Contingency Operations: Defense Cost and Funding Issues

NSIAD-96-121BR March 15, 1996
Full Report (PDF, 40 pages)  

Summary

The Defense Department (DOD) participated in contingency operations in several places during fiscal year 1995, including Haiti, Southwest Asia, and the former Yugoslavia. To help cover the incremental costs of these operations, Congress provided DOD with a supplemental appropriation. This report provides information on (1) the extent to which the supplemental appropriation fully covered DOD's incremental costs and the impact that funding shortages or overages may have had on the services and (2) the accuracy of the methods used to estimate incremental costs compared with actual costs and ways to improve the method of estimating costs.

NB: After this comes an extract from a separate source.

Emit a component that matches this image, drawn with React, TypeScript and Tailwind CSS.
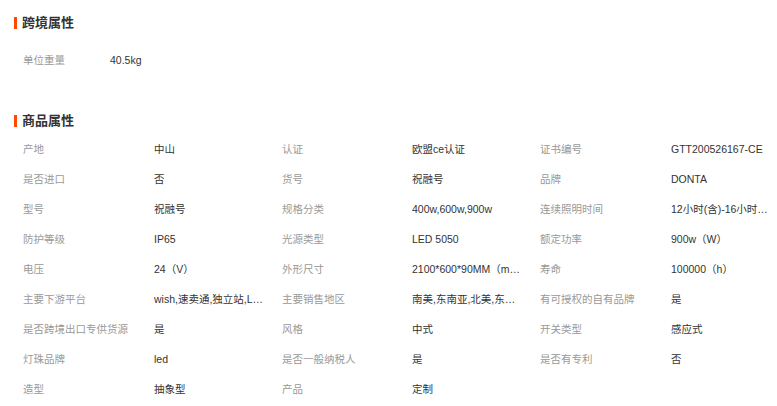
const crossBorder = [{ label: "单位重量", value: "40.5kg" }];

const productAttrs: [string, string][] = [
  ["产地", "中山"],
  ["认证", "欧盟ce认证"],
  ["证书编号", "GTT200526167-CE"],
  ["是否进口", "否"],
  ["货号", "祝融号"],
  ["品牌", "DONTA"],
  ["型号", "祝融号"],
  ["规格分类", "400w,600w,900w"],
  ["连续照明时间", "12小时(含)-16小时(不含)"],
  ["防护等级", "IP65"],
  ["光源类型", "LED 5050"],
  ["额定功率", "900w（W）"],
  ["电压", "24（V）"],
  ["外形尺寸", "2100*600*90MM（mm）"],
  ["寿命", "100000（h）"],
  ["主要下游平台", "wish,速卖通,独立站,LAZADA,亚马逊"],
  ["主要销售地区", "南美,东南亚,北美,东北亚,中东"],
  ["有可授权的自有品牌", "是"],
  ["是否跨境出口专供货源", "是"],
  ["风格", "中式"],
  ["开关类型", "感应式"],
  ["灯珠品牌", "led"],
  ["是否一般纳税人", "是"],
  ["是否有专利", "否"],
  ["造型", "抽象型"],
  ["产品", "定制"],
];

function SectionTitle({ title }: { title: string }) {
  return (
    <div className="flex items-center gap-[5px] h-[14px] pl-[14px]">
      <span className="w-[3px] h-[12px] bg-[#ff4a00]" />
      <h2 className="text-[13px] font-bold leading-[14px] text-[#333]">{title}</h2>
    </div>
  );
}

export default function App() {
  return (
    <div
      className="w-[777px] h-[406px] overflow-hidden bg-white text-[10.5px]"
      style={{ fontFamily: '"Liberation Sans", "Noto Sans CJK SC", sans-serif' }}
    >
      <div className="pt-[16px]">
        <SectionTitle title="跨境属性" />
      </div>

      <div className="mt-[15px] pl-[23px]">
        {crossBorder.map((row) => (
          <div key={row.label} className="flex h-[30px] leading-[30px]">
            <span className="w-[87px] text-[#999]">{row.label}</span>
            <span className="text-[#333]">{row.value}</span>
          </div>
        ))}
      </div>

      <div className="mt-[39px]">
        <SectionTitle title="商品属性" />
      </div>

      <div className="mt-[6px] pl-[23px] pr-[6px] grid grid-cols-[131px_128px_130px_128px_131px_1fr]">
        {productAttrs.map(([label, value]) => (
          <div key={label} className="contents">
            <span className="h-[30px] leading-[30px] text-[#999] whitespace-nowrap">{label}</span>
            <span className="h-[30px] leading-[30px] text-[#333] max-w-[110px] truncate">{value}</span>
          </div>
        ))}
      </div>
    </div>
  );
}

GAO found that: (1) DOD and the services reported about $2.223 billion in contingency operations costs for FY 1995, primarily for operations in southwest Asia, Haiti, Cuba, and the former Yugoslavia; (2) the reported costs were $12 million less than the amount Congress provided through an emergency supplemental appropriation of $2.235 billion; (3) the Army and the Navy had to absorb their respective $75-million and $34-million shortfalls between what Congress provided and their actual costs by making reductions in other areas; (4) other DOD agencies collectively reported a shortfall of about $3 million; (5) the Marine Corps and the Air Force spent their respective $15 million and $110 million in excess funding on facility repairs, maintenance, and improvements; (6) reported costs of contingency operations surged in September 1995 to about four times more than the previous month's costs; (7) estimating costs of contingency operations is difficult because it involves making assumptions about such factors as force requirements, operation duration, logistical operations, and costs; and (8) although DOD and the services can make some improvements to their models for developing costs of potential force structure changes to aid them in estimating the costs of contingency operations, such estimations will continue to be inexact and require adjustments.